Cada 12 de mayo se celebra el Día Internacional de la Enfermería porque el 12 de mayo de 1820 nació Florence Nightingale, la madre de la enfermería occidental y moderna. En la Argentina, aunque la efeméride nacional es el 21 de noviembre (el día de la fundación en 1935 de la Federación de Asociaciones de Profesionales Católicas de Enfermería, quien nombra como patrona a la Virgen de los Remedios), son muchas las voces que piden que el homenaje sea un día después, el 22 de noviembre, el día en que nació Cecilia Grierson.
Las fechas en pugna sirven para despabilar la indiferencia y para recordar a las personas que no hay que olvidar. Ese día alguien busca el nombre de las enfermeras que murieron atendiendo a pacientes con covid y recuerda a las que salieron a defender el Taller Protegido del Hospital Borda que demolieron las topadoras del Gobierno de la Ciudad. Las buscan, las miran, las nombran. Ese día aparecen en una foto las enfermeras y las estudiantes de enfermería que fueron a la Guerra de Malvinas. Ese día, las que salieron a la calle con antorchas contra el DNU de Milei vuelven a estar en la calle. Ese día, una persona recuerda la cara de la enfermera que curó a un familiar y la de quien no la dejó sola la noche que entró al hospital con su mamá y su crisis psiquiátrica. Ese día, alguien canta “por la noche vino el doctor/ su enfermera Mary Poppins y el deshollinador” mientras pinta un cartel que dice: “Somos profesionales de la salud”. Ese día, alguien piensa en las manos que limpiaron olores.
¿A cuántas hay que nombrar para derribar la pared? ¿Cuántas caras hacen falta? La huella en el anuario las nombra en agradecido revuelo porque sabe que el reconocimiento no llega y que cuando llega, llega lerdo. La OMS publicó no hace mucho tiempo un trabajo analítico sobre las desigualdades salariales de género en el sector de la salud; ese día, alguien piensa en el sueldo que no le alcanza, en la precarización y en el tiempo libre que no tiene la persona que lo cuidó.

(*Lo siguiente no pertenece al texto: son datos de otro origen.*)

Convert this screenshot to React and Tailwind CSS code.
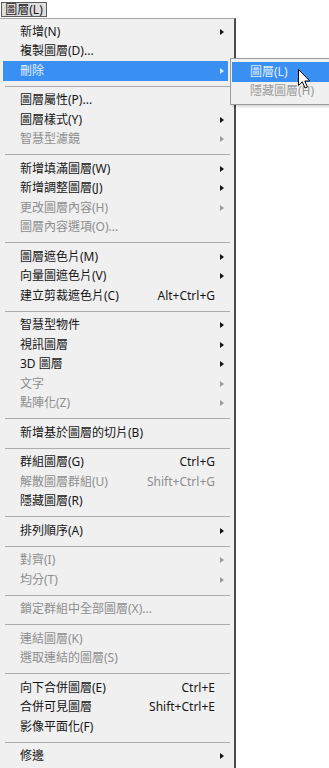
import React from "react";

const items = [
  { l: "新增(N)", a: true },
  { l: "複製圖層(D)..." },
  { l: "刪除", a: true, hi: true },
  "sep",
  { l: "圖層屬性(P)..." },
  { l: "圖層樣式(Y)", a: true },
  { l: "智慧型濾鏡", a: true, d: true },
  "sep",
  { l: "新增填滿圖層(W)", a: true },
  { l: "新增調整圖層(J)", a: true },
  { l: "更改圖層內容(H)", a: true, d: true },
  { l: "圖層內容選項(O)...", d: true },
  "sep",
  { l: "圖層遮色片(M)", a: true },
  { l: "向量圖遮色片(V)", a: true },
  { l: "建立剪裁遮色片(C)", s: "Alt+Ctrl+G" },
  "sep",
  { l: "智慧型物件", a: true },
  { l: "視訊圖層", a: true },
  { l: "3D 圖層", a: true },
  { l: "文字", a: true, d: true },
  { l: "點陣化(Z)", a: true, d: true },
  "sep",
  { l: "新增基於圖層的切片(B)" },
  "sep",
  { l: "群組圖層(G)", s: "Ctrl+G" },
  { l: "解散圖層群組(U)", s: "Shift+Ctrl+G", d: true },
  { l: "隱藏圖層(R)" },
  "sep",
  { l: "排列順序(A)", a: true },
  "sep",
  { l: "對齊(I)", a: true, d: true },
  { l: "均分(T)", a: true, d: true },
  "sep",
  { l: "鎖定群組中全部圖層(X)...", d: true },
  "sep",
  { l: "連結圖層(K)", d: true },
  { l: "選取連結的圖層(S)", d: true },
  "sep",
  { l: "向下合併圖層(E)", s: "Ctrl+E" },
  { l: "合併可見圖層", s: "Shift+Ctrl+E" },
  { l: "影像平面化(F)" },
  "sep",
  { l: "修邊", a: true },
];

function Arrow({ color }) {
  return (
    <span
      className="block w-0 h-0 border-y-[3.5px] border-y-transparent border-l-[4px]"
      style={{ borderLeftColor: color }}
    />
  );
}

function Row({ it }) {
  const color = it.hi ? "#e4efff" : it.d ? "#8e8e8e" : "#161616";
  return (
    <div
      className={`ml-[3px] mr-[6px] h-[19.5px] flex items-center pl-[17px] ${it.hi ? "bg-[#3a8ff2]" : ""}`}
      style={{ color }}
    >
      <span className="flex-1 whitespace-nowrap leading-none">{it.l}</span>
      {it.s && <span className="whitespace-nowrap leading-none">{it.s}</span>}
      <div className="w-[13px] h-full flex items-center">
        {it.a && (
          <span className="ml-[5px]">
            <Arrow color={it.hi ? "#dbe9ff" : it.d ? "#9a9a9a" : "#111111"} />
          </span>
        )}
      </div>
    </div>
  );
}

export default function App() {
  return (
    <div
      className="relative w-[329px] h-[768px] overflow-hidden bg-white text-[12px]"
      style={{ fontFamily: '"Noto Sans", "Noto Sans CJK TC", sans-serif' }}
    >
      <div className="h-[18px] pt-[2px] pl-[1px]">
        <div className="w-[46px] h-[15px] border border-[#5c5c5c] bg-[#dedede] flex items-center justify-center text-[#1a1a1a] leading-none">
          圖層(L)
        </div>
      </div>
      <div className="w-[236px] border-t border-[#a8a8a8] border-r-2 border-r-[#4a4a4a] bg-[#f0f0f0] pt-[3px] pb-[10px]">
        {items.map((it, i) =>
          it === "sep" ? (
            <div key={i} className="h-[10px] pt-[5px] pl-[5px] pr-[4px]">
              <div className="h-px bg-[#acacac]" />
            </div>
          ) : (
            <Row key={i} it={it} />
          )
        )}
      </div>

      <div className="absolute left-[230px] top-[58px] w-[102px] border border-[#9a9a9a] bg-[#f0f0f0] pt-[3px] pb-[3px] shadow-[2px_2px_2px_rgba(0,0,0,0.15)]">
        <div className="mx-[1px] h-[19.5px] flex items-center pl-[18px] bg-[#3a8ff2] text-[#e4efff] leading-none">
          圖層(L)
        </div>
        <div className="mx-[1px] h-[19.5px] flex items-center pl-[18px] text-[#9a9a9a] leading-none">
          隱藏圖層(H)
        </div>
      </div>

      <svg
        className="absolute left-[298px] top-[69px]"
        width="13"
        height="21"
        viewBox="0 0 13 21"
      >
        <path
          d="M0.5 0.5 L0.5 16.5 L4.3 12.8 L7 19 L9.4 18 L6.8 12 L11.8 12 Z"
          fill="#ffffff"
          stroke="#000000"
          strokeWidth="1"
          strokeLinejoin="miter"
        />
      </svg>
    </div>
  );
}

Unos versos de Tamara Kamenszain: “detrás de un olor hay otro olor hay otro olor hay otro olor/ y todavía más atrás de un quejido un ruido avanza/ son sillas de ruedas que caminan solas/ los desnudos y los muertos ponen el freno de sus sondas/a disposición de las enfermeras/ alguien tiende la cama con fruición de sepulturero”, asoman verdades en la puntualidad de las palabras para que entren un fragmento de Nabokov en donde el narrador habla de la mutilación y su relación con la pérdida de un gran amor, el color de los cuerpos de la guerra que curó la poeta Denise Levertov, Mortaja para un ruiseñor, la novela de P. D. James, apuntes de Selva Almada: “Mi madre fue enfermera antes de ser maestra. Además de su trabajo en el sanatorio del pueblo, hacía inyecciones a domicilio, cuidaba pacientes que estaban en sus casas. En una época cuidó a un muchacho que tenía cáncer. (…) A veces yo la acompañaba, cuando era solo darle una inyección y quedarse charlando un ratito. (…) A veces se hacía de noche y el olor a la comida que estaba preparando la mamá del muchacho se mezclaba con el olor a medicamentos” y la certeza de Stephen King y McEwan sobre la profesión retórica.
Las ficciones hacen un agujero en la pared que hay que derribar.